4. Ensemble strategies

In order to construct an ensemble model, any of the following strategies can be performed:

4.1. Strategy 1: different training sets using random sampling with replacement

One ensemble strategy is to train different base learners by different subsets of the training set. This can be done by random resampling of a dataset (i.e., bagging; Figure 2a). When we train multiple base learners with different training sets, it is possible to reduce variance and therefore error.

Figure 2.

Different ensemble strategies: (a) bagging, (b) random forest, (c) AdaBoost, and (d) voting.

4.2. Strategy 2: different training sets obtained by random instance and feature subset selection

The combination of bagged decision trees is constructed similar to Strategy 1 using one significant adjustment that random feature subsets are used (i.e., random forest; Figure 2b). When we have enough trees in the forest, random forest classifier is less likely overfit the model. It is also useful to reduce the variance of low-bias models, besides handling missing values easily.

4.3. Strategy 3: different training sets using random sampling with replacement over weighted data

This ensemble strategy can be implemented by weighted resampling of the dataset serially by focusing on difficult examples which are not correctly classified in the previous steps (i.e., boosting; Figure 2c). Boosting helps to decrease the bias of otherwise stable learners such as linear classifiers or univariate decision trees also known as decision stumps.

4.4. Strategy 4: different algorithms

The other ensemble strategy (i.e., voting; Figure 2d) is to use different learning algorithms to train different base learners on the same dataset.
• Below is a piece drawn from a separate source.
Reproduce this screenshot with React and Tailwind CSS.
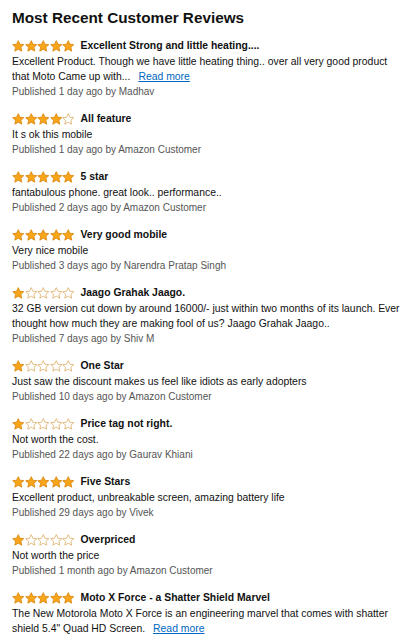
const reviews = [
  {
    rating: 5,
    title: 'Excellent Strong and little heating....',
    body: 'Excellent Product. Though we have little heating thing.. over all very good product that Moto Came up with...',
    more: true,
    meta: 'Published 1 day ago by Madhav',
  },
  { rating: 4, title: 'All feature', body: 'It s ok this mobile', meta: 'Published 1 day ago by Amazon Customer' },
  { rating: 5, title: '5 star', body: 'fantabulous phone. great look.. performance..', meta: 'Published 2 days ago by Amazon Customer' },
  { rating: 5, title: 'Very good mobile', body: 'Very nice mobile', meta: 'Published 3 days ago by Narendra Pratap Singh' },
  {
    rating: 1,
    title: 'Jaago Grahak Jaago.',
    body: '32 GB version cut down by around 16000/- just within two months of its launch. Ever thought how much they are making fool of us? Jaago Grahak Jaago..',
    meta: 'Published 7 days ago by Shiv M',
  },
  { rating: 1, title: 'One Star', body: 'Just saw the discount makes us feel like idiots as early adopters', meta: 'Published 10 days ago by Amazon Customer' },
  { rating: 1, title: 'Price tag not right.', body: 'Not worth the cost.', meta: 'Published 22 days ago by Gaurav Khiani' },
  { rating: 5, title: 'Five Stars', body: 'Excellent product, unbreakable screen, amazing battery life', meta: 'Published 29 days ago by Vivek' },
  { rating: 1, title: 'Overpriced', body: 'Not worth the price', meta: 'Published 1 month ago by Amazon Customer' },
  {
    rating: 5,
    title: 'Moto X Force - a Shatter Shield Marvel',
    body: 'The New Motorola Moto X Force is an engineering marvel that comes with shatter shield 5.4" Quad HD Screen.',
    more: true,
  },
];

const Star = ({ filled }) => (
  <svg width="12.5" height="12" viewBox="0 0 24 23" className="shrink-0">
    <path
      d="M12 1.2l3.2 6.9 7.4.8-5.5 5.1 1.5 7.4L12 17.6l-6.6 3.8 1.5-7.4L1.4 8.9l7.4-.8z"
      fill={filled ? '#f9a51a' : '#ffffff'}
      stroke={filled ? '#d9850c' : '#ddb06a'}
      strokeWidth="1.6"
      strokeLinejoin="round"
    />
  </svg>
);

const Stars = ({ rating }) => (
  <div className="flex items-center">
    {[1, 2, 3, 4, 5].map((i) => (
      <Star key={i} filled={i <= rating} />
    ))}
  </div>
);

const App = () => {
  return (
    <div className="min-h-screen bg-white pl-3 pr-[6px] pt-2 text-[#111]" style={{ fontFamily: '"Liberation Sans", Arial, sans-serif' }}>
      <h2 className="text-[15.3px] font-bold leading-[20px]">Most Recent Customer Reviews</h2>

      <div className="mt-[10px]">
        {reviews.map((r) => (
          <div key={r.title} className="mb-3">
            <div className="flex h-4 items-center gap-[6px]">
              <Stars rating={r.rating} />
              <span className="text-[10.4px] font-bold">{r.title}</span>
            </div>
            <p className="text-[10.4px] leading-[15px]">
              {r.body}
              {r.more && (
                <a href="#" className="ml-2 inline-block text-[#0066c0] underline">
                  Read more
                </a>
              )}
            </p>
            {r.meta && <p className="text-[10px] leading-[15px] text-[#555]">{r.meta}</p>}
          </div>
        ))}
      </div>
    </div>
  );
};

export default App;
So, the ensemble includes diverse algorithms that each takes a completely different approach. The main idea behind this kind of ensemble learning is taking advantage of classification algorithms’ diversity to face complex data.

4.5. Characteristic of different ensemble classifiers

Although ensemble classifiers have a common goal to construct multiple, diverse and predictive models and finally to combine their outputs, each strategy is carried out in different ways using different training sets, combiner or inducer. Table 2 summarizes the properties of different ensemble strategies, the popular algorithms under each category and pros and cons of each ensemble classifier.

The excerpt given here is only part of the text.